*PROBLEM DETAILS:* Only the number is wanted: how many lines contain "this"?

*RECORDED DATA:*
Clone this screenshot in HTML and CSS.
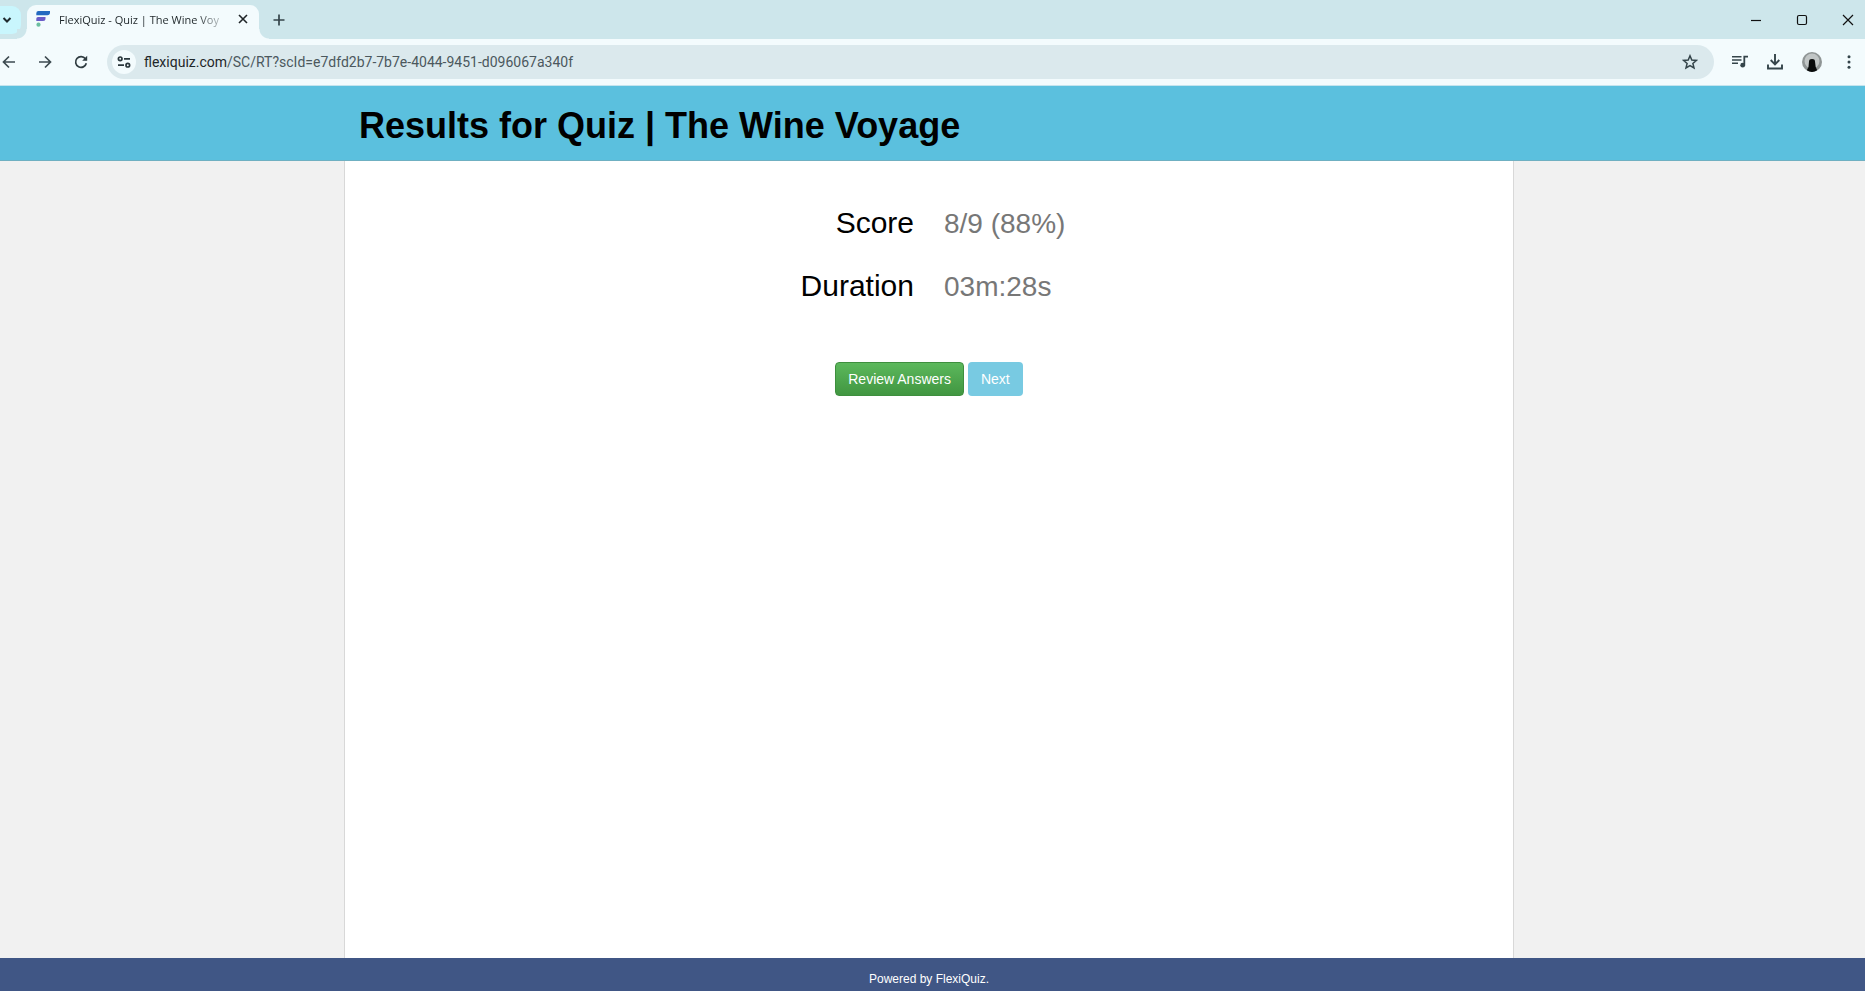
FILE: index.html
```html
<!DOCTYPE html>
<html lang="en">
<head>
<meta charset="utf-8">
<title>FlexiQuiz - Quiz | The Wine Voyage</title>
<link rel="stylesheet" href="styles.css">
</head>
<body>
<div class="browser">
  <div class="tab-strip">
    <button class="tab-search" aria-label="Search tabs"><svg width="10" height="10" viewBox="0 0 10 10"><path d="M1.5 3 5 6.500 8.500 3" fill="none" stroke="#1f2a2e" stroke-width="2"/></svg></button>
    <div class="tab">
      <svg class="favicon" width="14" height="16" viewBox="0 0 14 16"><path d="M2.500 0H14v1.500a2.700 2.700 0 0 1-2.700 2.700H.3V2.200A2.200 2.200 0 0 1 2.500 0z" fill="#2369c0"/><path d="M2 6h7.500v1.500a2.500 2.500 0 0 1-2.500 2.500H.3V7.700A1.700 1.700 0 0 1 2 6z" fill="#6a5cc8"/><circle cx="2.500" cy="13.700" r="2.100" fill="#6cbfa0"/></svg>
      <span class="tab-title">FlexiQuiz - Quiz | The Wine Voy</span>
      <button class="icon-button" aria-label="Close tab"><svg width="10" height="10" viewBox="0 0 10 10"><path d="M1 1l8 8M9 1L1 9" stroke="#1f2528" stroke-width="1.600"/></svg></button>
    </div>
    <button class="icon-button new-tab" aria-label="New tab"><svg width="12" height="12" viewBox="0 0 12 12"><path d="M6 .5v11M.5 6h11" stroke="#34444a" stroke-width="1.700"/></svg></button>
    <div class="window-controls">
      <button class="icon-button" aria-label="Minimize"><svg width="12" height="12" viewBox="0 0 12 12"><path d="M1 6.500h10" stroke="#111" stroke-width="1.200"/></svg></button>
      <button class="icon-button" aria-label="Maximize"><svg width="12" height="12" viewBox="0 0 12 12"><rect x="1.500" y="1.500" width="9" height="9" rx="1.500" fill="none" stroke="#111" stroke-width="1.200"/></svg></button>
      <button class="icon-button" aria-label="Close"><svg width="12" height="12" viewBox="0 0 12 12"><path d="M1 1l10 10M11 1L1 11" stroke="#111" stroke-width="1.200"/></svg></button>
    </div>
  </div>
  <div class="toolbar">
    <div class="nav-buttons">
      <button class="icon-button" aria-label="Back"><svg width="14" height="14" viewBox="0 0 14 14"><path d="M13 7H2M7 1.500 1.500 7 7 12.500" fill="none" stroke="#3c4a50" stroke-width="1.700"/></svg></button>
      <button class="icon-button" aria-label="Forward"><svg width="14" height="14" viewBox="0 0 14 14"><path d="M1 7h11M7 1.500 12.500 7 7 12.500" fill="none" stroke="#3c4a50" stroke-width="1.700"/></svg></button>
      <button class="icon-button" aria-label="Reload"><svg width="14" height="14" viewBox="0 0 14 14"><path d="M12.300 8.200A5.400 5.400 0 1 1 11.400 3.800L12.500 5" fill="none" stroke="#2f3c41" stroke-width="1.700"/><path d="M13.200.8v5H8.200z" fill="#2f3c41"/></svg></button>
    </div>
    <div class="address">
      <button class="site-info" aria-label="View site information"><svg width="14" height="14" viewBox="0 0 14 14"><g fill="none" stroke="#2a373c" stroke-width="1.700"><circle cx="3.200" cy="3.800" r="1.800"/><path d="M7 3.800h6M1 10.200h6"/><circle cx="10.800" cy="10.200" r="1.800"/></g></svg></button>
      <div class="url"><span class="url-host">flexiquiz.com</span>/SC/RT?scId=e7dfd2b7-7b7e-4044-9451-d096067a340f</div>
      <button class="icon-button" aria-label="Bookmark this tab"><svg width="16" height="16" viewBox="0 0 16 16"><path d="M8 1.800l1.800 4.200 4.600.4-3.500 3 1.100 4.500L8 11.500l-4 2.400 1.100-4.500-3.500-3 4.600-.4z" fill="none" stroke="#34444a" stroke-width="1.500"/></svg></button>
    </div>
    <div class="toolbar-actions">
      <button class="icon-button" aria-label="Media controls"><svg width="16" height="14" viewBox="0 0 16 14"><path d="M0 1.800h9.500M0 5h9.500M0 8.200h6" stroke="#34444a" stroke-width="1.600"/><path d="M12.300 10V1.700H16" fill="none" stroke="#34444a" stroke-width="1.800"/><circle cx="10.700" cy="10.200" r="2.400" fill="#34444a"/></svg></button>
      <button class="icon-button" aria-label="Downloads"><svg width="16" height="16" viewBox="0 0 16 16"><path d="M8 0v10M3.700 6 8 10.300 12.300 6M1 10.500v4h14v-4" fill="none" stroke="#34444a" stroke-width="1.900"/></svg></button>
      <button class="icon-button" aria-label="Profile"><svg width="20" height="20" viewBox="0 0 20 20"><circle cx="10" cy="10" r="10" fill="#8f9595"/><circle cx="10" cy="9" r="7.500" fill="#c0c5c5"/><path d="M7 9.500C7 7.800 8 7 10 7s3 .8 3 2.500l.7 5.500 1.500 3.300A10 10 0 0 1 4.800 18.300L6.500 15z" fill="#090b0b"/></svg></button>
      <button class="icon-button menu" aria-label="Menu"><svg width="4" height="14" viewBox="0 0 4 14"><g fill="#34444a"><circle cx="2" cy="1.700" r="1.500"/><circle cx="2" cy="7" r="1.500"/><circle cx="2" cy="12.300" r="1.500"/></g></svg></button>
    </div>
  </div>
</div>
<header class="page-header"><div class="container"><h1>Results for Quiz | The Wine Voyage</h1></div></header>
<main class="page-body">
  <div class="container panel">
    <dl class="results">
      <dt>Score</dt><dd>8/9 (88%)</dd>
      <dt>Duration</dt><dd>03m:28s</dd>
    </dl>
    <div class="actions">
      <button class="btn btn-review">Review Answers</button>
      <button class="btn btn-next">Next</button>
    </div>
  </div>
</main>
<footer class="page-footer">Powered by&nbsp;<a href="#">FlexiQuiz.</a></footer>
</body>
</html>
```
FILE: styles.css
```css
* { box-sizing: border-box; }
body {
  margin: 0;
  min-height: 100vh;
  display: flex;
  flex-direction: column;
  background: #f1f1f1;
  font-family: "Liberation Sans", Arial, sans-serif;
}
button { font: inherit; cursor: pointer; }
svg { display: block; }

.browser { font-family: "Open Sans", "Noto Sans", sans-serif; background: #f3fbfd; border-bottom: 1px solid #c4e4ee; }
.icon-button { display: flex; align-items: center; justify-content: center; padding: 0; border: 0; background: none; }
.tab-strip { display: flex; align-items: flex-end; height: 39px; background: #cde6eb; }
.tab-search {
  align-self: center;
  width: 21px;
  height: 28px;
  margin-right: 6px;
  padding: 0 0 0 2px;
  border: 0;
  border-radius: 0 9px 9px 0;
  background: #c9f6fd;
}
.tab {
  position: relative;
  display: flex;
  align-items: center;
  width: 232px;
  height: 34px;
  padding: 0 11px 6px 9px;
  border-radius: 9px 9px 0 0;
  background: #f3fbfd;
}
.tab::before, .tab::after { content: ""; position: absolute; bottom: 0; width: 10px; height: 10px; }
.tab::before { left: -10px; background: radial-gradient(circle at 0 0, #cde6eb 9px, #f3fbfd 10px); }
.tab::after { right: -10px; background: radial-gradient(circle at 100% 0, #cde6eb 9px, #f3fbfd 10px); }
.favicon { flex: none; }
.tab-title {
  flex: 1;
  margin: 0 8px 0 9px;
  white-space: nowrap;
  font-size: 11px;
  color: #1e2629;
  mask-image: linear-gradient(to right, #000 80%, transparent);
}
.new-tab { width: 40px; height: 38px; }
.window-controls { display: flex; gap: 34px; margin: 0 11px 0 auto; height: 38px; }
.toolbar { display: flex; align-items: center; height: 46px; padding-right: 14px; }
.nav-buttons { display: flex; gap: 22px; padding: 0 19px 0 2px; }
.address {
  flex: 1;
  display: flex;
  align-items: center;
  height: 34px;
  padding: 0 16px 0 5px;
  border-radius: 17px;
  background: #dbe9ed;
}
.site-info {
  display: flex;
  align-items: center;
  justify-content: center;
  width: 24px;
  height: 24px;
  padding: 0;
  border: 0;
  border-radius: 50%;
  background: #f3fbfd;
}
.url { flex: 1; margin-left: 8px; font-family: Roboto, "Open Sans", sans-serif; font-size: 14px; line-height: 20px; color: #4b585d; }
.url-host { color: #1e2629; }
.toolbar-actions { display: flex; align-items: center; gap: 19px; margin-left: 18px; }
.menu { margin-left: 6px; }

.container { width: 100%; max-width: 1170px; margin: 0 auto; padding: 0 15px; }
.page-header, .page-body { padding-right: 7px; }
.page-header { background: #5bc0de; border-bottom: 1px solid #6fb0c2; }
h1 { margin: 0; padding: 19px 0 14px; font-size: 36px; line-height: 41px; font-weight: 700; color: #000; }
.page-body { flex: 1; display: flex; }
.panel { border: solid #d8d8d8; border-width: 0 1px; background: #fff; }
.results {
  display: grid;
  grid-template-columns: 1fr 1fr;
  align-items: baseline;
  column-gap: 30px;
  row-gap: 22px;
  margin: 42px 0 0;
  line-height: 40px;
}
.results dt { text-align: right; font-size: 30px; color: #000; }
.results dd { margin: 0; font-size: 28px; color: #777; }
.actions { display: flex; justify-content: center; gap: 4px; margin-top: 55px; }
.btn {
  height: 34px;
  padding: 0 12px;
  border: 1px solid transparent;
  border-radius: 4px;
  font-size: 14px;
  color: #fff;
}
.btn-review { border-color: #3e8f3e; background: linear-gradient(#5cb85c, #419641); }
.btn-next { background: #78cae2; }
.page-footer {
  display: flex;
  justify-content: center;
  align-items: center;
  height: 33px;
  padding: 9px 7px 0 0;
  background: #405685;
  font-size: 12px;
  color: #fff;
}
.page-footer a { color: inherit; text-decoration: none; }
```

*OUTPUT OF THE TASK:* 2